Tokyo Rendez-vous (2008) de Chihiro Ikeda: **
Embora ache adorável este filme da estreante Chihiro Ikeda, por vezes pareceu-me que se esqueceu do que quer dizer "subtileza", isto é, o imperativo de não ser óbvio; demonstrar o indemonstrável nas pequenas coisas que nos escapam. A mim, parece-me que o ritmo demasiado lento permitiu que essa subtileza se perdesse, em parte, pela tentativa de tornar mais real o que se filmava. Embora seja este uma questão de equilíbrios (e que ele há, há) a subtileza nem sempre anda de mão dada com o ritmo pausado da realidade, e em rigor, não ficamos a saber se foi a subtileza ou a falta dela que está expressa nos diálogos e na própria maneira de filmar.

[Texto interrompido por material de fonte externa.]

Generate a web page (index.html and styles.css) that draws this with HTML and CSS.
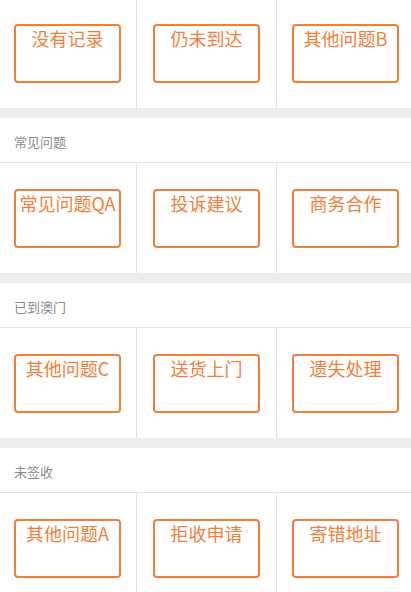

The Blood of Rebirth (2009) de Toshiaki Toyoda: ****
Apesar de ter estreado dia 19 do mês passado nos cinemas japoneses, um screener do último filme de Toyoda (depois de um hiato de quatro anos) apareceu surpreendentemente, desafiando todas as expectativas! E se o filme é uma adaptação de uma peça "sobrenatural" de Hangan Oguri, as marcas estilísticas de Toyoda estão cá todas: rebelião, o gosto pelos forasteiros, mas principalmente a soberba e inteligente maneira de filmar, tendo a música (só Toyoda podia filmar aqueles 30 minutos finais, elevando o filme para toda outra dimensão) o papel de possibilitar o cunho avassalador das imagens. Apesar do final feliz (?), este The Blood of Rebirth faz, certamente parte, daqueles pesadelos japoneses das vinganças como pano de fundo. Foi bastante bom ver outra vez Toyoda em grande forma.